(Rows from a dataset)

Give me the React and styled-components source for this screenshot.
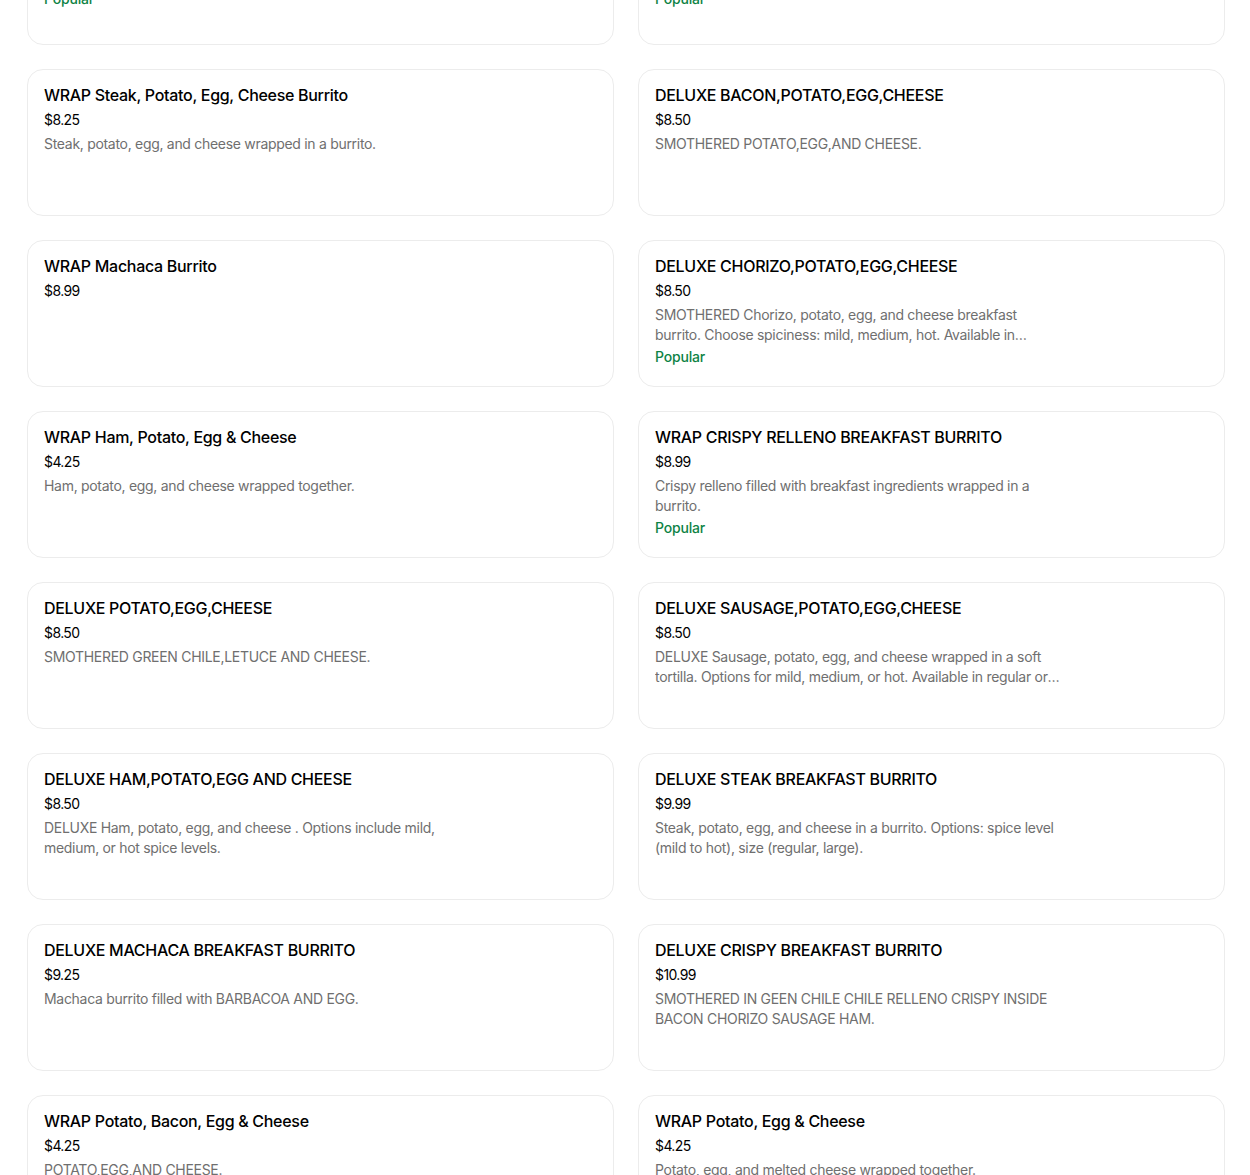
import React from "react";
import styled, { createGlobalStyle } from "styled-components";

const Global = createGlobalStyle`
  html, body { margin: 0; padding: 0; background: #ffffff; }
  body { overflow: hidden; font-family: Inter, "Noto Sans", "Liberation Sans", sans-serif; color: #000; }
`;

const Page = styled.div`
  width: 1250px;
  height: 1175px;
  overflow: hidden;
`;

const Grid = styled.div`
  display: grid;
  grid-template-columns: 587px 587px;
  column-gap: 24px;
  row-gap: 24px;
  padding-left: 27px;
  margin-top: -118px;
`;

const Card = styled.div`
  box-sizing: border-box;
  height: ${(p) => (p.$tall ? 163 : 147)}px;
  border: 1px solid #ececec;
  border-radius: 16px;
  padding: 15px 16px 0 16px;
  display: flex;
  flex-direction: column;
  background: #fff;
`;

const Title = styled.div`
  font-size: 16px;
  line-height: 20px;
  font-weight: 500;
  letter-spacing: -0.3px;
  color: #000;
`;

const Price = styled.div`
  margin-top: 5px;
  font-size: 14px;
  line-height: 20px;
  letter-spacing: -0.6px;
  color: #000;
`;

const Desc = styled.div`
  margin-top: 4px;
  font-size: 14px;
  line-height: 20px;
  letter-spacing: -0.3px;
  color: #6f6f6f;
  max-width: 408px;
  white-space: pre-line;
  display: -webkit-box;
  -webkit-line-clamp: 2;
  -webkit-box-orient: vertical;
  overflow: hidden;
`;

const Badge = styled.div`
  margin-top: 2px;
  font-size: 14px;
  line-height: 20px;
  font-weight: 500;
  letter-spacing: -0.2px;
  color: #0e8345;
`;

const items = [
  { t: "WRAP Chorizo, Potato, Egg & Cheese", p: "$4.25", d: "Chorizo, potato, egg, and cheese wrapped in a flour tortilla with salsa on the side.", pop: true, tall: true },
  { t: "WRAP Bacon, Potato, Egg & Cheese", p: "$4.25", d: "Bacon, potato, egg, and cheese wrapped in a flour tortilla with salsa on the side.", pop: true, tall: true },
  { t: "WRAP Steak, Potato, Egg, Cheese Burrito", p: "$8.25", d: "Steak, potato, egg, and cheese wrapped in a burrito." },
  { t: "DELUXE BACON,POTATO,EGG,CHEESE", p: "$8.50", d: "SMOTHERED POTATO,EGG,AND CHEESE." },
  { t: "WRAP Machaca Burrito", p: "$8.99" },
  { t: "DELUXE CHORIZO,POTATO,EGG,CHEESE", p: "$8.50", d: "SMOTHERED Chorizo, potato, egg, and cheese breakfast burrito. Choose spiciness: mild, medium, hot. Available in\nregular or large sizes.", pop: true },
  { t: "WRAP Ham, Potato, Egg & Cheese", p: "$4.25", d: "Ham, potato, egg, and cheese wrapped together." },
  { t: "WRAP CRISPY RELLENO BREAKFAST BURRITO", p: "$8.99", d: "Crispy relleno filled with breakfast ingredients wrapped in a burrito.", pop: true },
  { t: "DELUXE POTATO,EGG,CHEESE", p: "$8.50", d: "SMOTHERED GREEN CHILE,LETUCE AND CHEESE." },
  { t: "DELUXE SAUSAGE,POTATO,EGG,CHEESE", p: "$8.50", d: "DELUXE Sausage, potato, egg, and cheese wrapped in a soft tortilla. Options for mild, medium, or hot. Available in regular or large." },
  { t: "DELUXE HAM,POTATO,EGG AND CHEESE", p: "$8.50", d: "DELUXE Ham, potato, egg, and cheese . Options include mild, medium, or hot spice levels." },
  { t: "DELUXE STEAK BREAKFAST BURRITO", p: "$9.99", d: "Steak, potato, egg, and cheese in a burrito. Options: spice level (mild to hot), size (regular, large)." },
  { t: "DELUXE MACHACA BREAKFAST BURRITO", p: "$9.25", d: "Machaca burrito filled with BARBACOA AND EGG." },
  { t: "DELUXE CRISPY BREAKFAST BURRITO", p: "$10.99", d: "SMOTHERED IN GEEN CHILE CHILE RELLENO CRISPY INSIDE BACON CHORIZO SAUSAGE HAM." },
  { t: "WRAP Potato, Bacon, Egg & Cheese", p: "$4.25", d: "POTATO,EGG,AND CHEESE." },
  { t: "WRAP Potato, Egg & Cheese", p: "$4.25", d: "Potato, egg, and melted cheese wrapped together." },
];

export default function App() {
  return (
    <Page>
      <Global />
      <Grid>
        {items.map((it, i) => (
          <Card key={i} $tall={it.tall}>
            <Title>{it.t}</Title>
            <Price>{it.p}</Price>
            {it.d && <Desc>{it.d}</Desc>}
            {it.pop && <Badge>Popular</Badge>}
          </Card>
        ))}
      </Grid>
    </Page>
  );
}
--
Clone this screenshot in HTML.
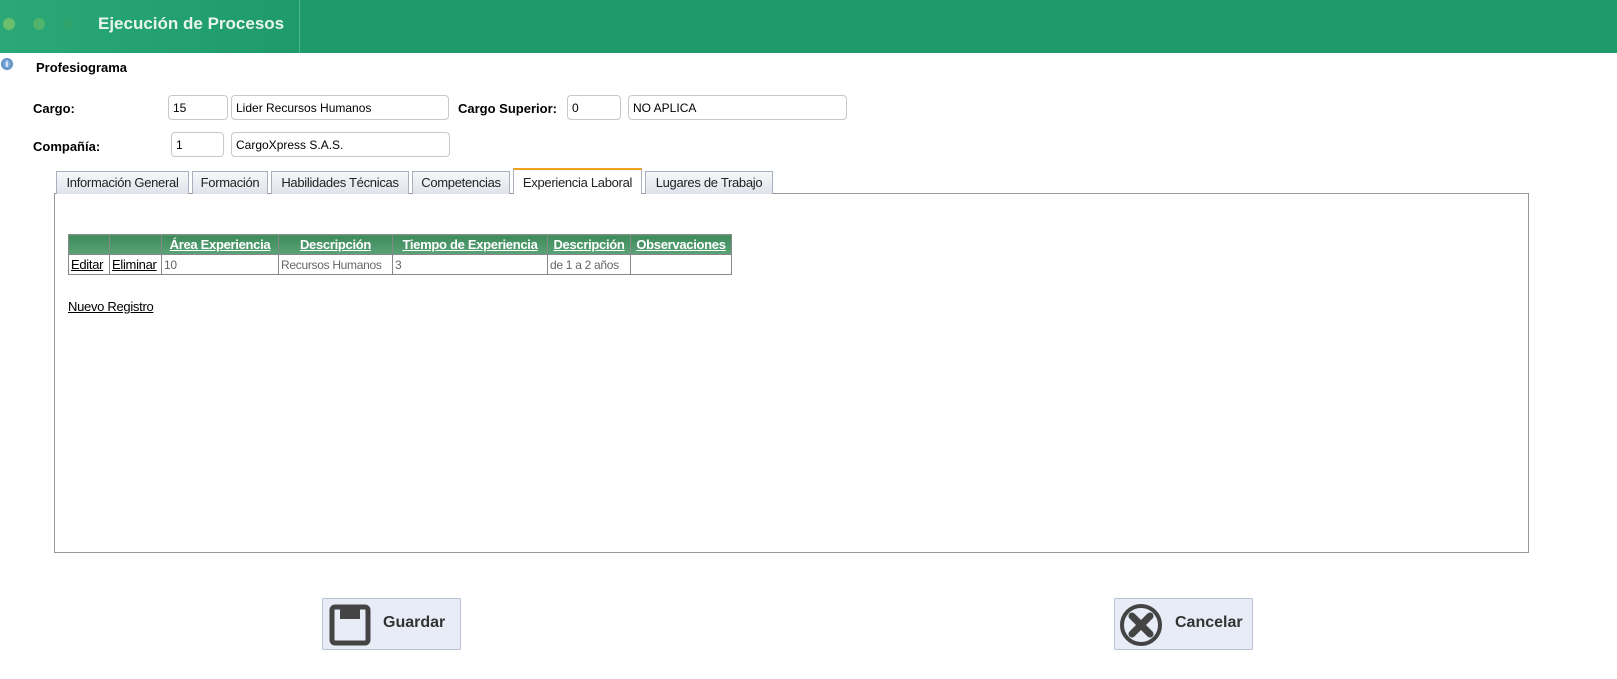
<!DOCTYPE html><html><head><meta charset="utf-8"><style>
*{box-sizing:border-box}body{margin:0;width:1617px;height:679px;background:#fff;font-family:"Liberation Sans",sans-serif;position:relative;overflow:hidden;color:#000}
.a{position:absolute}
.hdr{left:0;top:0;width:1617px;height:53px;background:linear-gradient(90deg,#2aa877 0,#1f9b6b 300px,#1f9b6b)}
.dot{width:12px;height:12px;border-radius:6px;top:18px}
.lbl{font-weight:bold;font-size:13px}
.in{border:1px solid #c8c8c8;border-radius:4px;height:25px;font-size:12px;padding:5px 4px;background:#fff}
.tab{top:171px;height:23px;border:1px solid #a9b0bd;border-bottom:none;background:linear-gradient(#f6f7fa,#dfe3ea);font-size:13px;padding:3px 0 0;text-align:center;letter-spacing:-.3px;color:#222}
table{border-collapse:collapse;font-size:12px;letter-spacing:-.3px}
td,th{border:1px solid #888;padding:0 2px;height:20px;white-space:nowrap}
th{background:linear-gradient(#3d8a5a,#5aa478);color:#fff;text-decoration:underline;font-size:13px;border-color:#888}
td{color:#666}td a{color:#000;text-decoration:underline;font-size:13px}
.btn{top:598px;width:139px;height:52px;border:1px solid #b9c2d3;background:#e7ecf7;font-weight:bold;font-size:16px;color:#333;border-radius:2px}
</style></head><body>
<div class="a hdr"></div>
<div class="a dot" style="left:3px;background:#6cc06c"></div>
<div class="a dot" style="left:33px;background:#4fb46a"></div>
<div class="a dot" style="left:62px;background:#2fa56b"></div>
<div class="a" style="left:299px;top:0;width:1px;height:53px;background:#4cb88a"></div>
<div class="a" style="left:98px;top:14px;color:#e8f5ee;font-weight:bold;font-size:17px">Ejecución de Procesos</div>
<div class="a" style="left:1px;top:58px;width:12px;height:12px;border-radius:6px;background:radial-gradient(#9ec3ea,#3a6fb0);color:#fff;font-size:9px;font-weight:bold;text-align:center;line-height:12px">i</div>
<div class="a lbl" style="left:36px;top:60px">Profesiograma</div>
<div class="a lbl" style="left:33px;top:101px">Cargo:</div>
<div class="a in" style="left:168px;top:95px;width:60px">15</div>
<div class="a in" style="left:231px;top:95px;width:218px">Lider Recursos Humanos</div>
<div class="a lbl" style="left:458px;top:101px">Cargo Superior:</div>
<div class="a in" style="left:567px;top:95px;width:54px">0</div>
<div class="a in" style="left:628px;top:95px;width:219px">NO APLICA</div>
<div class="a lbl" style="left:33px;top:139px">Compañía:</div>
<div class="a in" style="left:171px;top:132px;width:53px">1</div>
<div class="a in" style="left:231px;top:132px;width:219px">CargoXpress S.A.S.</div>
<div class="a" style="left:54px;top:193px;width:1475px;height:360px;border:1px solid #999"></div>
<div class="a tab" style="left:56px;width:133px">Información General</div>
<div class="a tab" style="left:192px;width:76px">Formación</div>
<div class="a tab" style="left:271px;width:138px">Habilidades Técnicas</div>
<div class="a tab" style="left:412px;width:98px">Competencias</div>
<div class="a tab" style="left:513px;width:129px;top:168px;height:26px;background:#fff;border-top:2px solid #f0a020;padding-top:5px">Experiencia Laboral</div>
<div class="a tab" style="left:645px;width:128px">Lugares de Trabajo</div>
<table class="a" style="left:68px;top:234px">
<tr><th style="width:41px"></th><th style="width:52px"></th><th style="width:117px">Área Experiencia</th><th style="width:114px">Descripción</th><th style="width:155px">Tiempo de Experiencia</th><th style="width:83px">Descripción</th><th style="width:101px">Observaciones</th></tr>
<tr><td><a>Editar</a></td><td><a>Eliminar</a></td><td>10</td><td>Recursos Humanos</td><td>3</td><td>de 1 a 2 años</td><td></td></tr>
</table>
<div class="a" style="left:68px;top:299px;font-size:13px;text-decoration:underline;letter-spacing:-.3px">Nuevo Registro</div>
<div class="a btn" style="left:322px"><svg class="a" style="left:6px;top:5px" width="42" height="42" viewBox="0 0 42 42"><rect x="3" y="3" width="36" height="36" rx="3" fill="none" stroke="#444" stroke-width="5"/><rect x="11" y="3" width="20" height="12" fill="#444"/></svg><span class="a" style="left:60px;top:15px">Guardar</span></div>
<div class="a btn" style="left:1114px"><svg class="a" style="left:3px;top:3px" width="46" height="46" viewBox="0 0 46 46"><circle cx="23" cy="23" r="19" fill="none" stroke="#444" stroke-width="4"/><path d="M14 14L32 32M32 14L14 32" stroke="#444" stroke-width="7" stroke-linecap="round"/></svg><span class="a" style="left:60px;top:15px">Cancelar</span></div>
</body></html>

= INSTRUCTION =
Show each line in the entries that holds the string "React".

= EXERCISE OUTPUT =
Give me the React and styled-components source for this screenshot.
import React from "react";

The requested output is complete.